Much reconstructive surgery was necessary for Mr Hill. Furthermore, his upper lip and nose have increased sensitivity in addition to pain in his teeth and shoulder scarring suffered. Counselling was also necessary after Mr Hill started suffering emotionally with nightmares and flashbacks of the incident. He was rendered unable to work for nearly five months but now works at the company again. An investigation into the incident was conducted by the Health and Safety Executive (HSE) and it discovered that the machine had a defective interlocking guard.

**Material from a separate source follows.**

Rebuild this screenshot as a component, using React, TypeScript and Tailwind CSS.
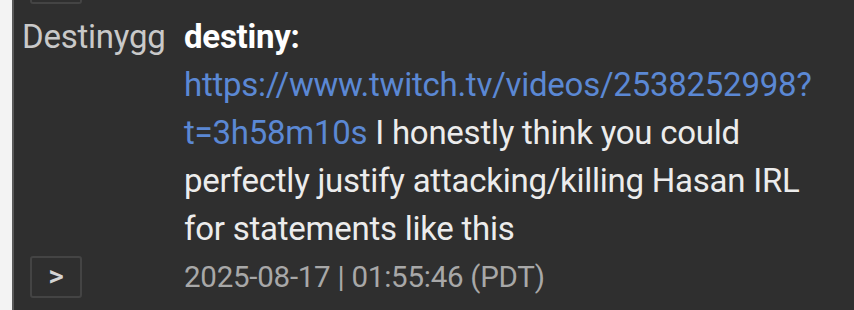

The press is used to take a sheet of metal and mould it into a wheelbarrow body and should not be able to work correctly if the door is open. In the instance of Mr Hill, a fault with the machine meant the it did not detect an open door. Furthermore, it was found that the machine was created and built by the company 25 years ago. As a result, there are no technical drawings or any other documentation available and an adequate risk assessment had never been completed on the machine. The machine broke down on a regular basis and maintenance staff did not have access to proper instructions with regards to fixing it.
H&E Knowles (Lye) admitted guilt to violating Section 2(1) of the Health and Safety at Work etc Act 1974 and was ordered to pay a fine of £18,000 with £7,220 costs.
Following the hearing, John Glynn, a HSE inspector said:
“Mr Hill was extremely lucky not to have lost his life in this entirely preventable incident. The company should have provided safe equipment and a safe system of work for its staff. Instead, it failed almost entirely to comply with health and safety legislation in that it designed, built and operated a dangerous piece of machinery.
“There was a grossly inefficient assessment of risk, inadequate controls and a lack of supervisory oversight that exposed staff to terrible risks and left a man with horrific injuries.”